The only current through R1 is the total base current of all transistors. If they average a gain of 160, and the current in R1 is over 2 A, then the total current for the circuit will be over 320 A. With the parts shown, LT Spice puts it at 230 A; the lower value reflects the lower gain of a 2N4403. To get that, I put a 0.001 ohm resistor in series with the +36 V to measure the total current, and that dropped the voltage to the emitters about 0.25 V. In Spice-land, all transistors are perfectly exactly equal, so the base currents are distributed perfectly, as is the total power dissipation.
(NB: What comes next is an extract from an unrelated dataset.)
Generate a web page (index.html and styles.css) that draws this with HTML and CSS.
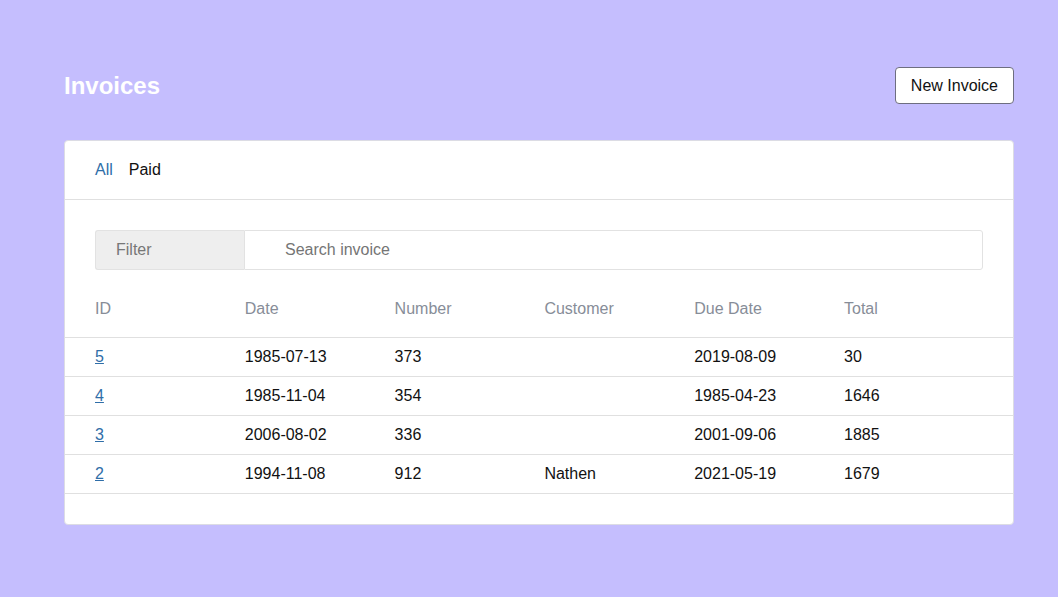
FILE: index.html
```html
<!DOCTYPE html>
<html>
<head>
<meta charset="utf-8">
<link rel="stylesheet" href="styles.css">
</head>
<body>
<div class="page">
  <header class="top">
    <h1 class="title">Invoices</h1>
    <button class="btn">New Invoice</button>
  </header>
  <section class="card">
    <nav class="tabs">
      <a class="tab active">All</a>
      <a class="tab">Paid</a>
    </nav>
    <div class="filter">
      <span class="filter-label">Filter</span>
      <input class="search" type="text" placeholder="Search invoice">
    </div>
    <div class="table">
      <div class="row head">
        <div>ID</div><div>Date</div><div>Number</div><div>Customer</div><div>Due Date</div><div>Total</div>
      </div>
      <div class="row">
        <div><a class="link">5</a></div><div>1985-07-13</div><div>373</div><div></div><div>2019-08-09</div><div>30</div>
      </div>
      <div class="row">
        <div><a class="link">4</a></div><div>1985-11-04</div><div>354</div><div></div><div>1985-04-23</div><div>1646</div>
      </div>
      <div class="row">
        <div><a class="link">3</a></div><div>2006-08-02</div><div>336</div><div></div><div>2001-09-06</div><div>1885</div>
      </div>
      <div class="row">
        <div><a class="link">2</a></div><div>1994-11-08</div><div>912</div><div>Nathen</div><div>2021-05-19</div><div>1679</div>
      </div>
    </div>
  </section>
</div>
</body>
</html>
```
FILE: styles.css
```css
html, body {
  margin: 0;
  padding: 0;
  background: #c5befe;
  font-family: "Liberation Sans", Arial, sans-serif;
  font-size: 16px;
  color: #111;
}
.page {
  padding: 67px 44px 0 64px;
  width: 950px;
}
.top {
  display: flex;
  align-items: center;
  justify-content: space-between;
  height: 37px;
  margin-bottom: 36px;
}
.title {
  margin: 0;
  color: #fff;
  font-size: 24px;
  font-weight: bold;
  line-height: 28px;
}
.btn {
  height: 37px;
  padding: 0 15px;
  background: #fff;
  border: 1px solid #6e6e80;
  border-radius: 4px;
  font-family: inherit;
  font-size: 16px;
  color: #111;
  line-height: 18px;
}
.card {
  background: #fff;
  border: 1px solid #dcdce4;
  border-radius: 4px;
  padding-bottom: 30px;
}
.tabs {
  display: flex;
  gap: 16px;
  padding: 20px 30px;
  line-height: 18px;
  border-bottom: 1px solid #e0e0e0;
}
.tab {
  color: #111;
}
.tab.active {
  color: #2f6ea8;
}
.filter {
  display: flex;
  margin: 30px 30px 0 30px;
  height: 40px;
}
.filter-label {
  box-sizing: border-box;
  width: 149px;
  display: flex;
  align-items: center;
  padding-left: 20px;
  background: #eeeeee;
  color: #777;
  border: 1px solid #e2e2e2;
  border-right: none;
  border-radius: 3px 0 0 3px;
}
.search {
  flex: 1;
  box-sizing: border-box;
  height: 40px;
  border: 1px solid #e2e2e2;
  border-radius: 0 3px 3px 0;
  padding: 0 0 0 40px;
  font-family: inherit;
  font-size: 16px;
  outline: none;
}
.search::placeholder {
  color: #757575;
}
.table {
  display: flex;
  flex-direction: column;
}
.row {
  display: grid;
  grid-template-columns: repeat(6, 149.8px);
  padding: 10px 30px;
  line-height: 18px;
  border-bottom: 1px solid #e0e0e0;
}
.row.head {
  padding: 30px 30px 19px 30px;
  color: #878d98;
}
.link {
  color: #2f6ea8;
  text-decoration: underline;
}
```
In the real world, the power sharing among the transistors will be horrible, in the milliseconds before they burst into flames.

ak

 

This is the method I suggested in post #27.

Each transistor together with it's 195 Ω resistor forms a constant current circuit of 22 mA. The voltage between the emitter and collector will be 36.7 volts so the power dissipation is well defined. (807.4 mW) This is ignoring the small dissipation due to the base current flowing trough the base emitter junction. (About 0.01 mW) The 807.4 mW value is due to the error I made (Not taking vbe into account.) in my calculation in post #27. The calculation to get 800 mW dissipation will need to be re done to correct this error and enable the use of a standard value of emitter resistor.

Les.

 

Maybe it's a model rocket ignitor?

 

That requires an additional multi-amp power supply. You can get there without it by creating a 30-31 V -ish regulated node to sink the combined base currents, less than 25 mA. A 1/2 W zener can do it.

ak

 

Maybe it's a model rocket ignitor?

At 200 A, it can ignite a *real* rocket.

ak

 

Hi ak, I agree that that a zener could be used to supply the regulated voltage to the base. I thought that showing two power supplies would make it easier for the TS to understand as he seems to have almost no understanding of electronics. I am now starting to think this is some school homework or project as a company testing the transistors they manufactured would have more knowledgeable people.

Les.

 

My read is that he has a load board designed by someone else, and has to explain either how it works or why it doesn't work as expected. A load board is a common item in system development and production testing. We had dozens of them in various flavors - VME, VXI, cPCI, VXS, etc., plus custom ones for oddball projects. As someone above pointed out, all they do is get hot.

ak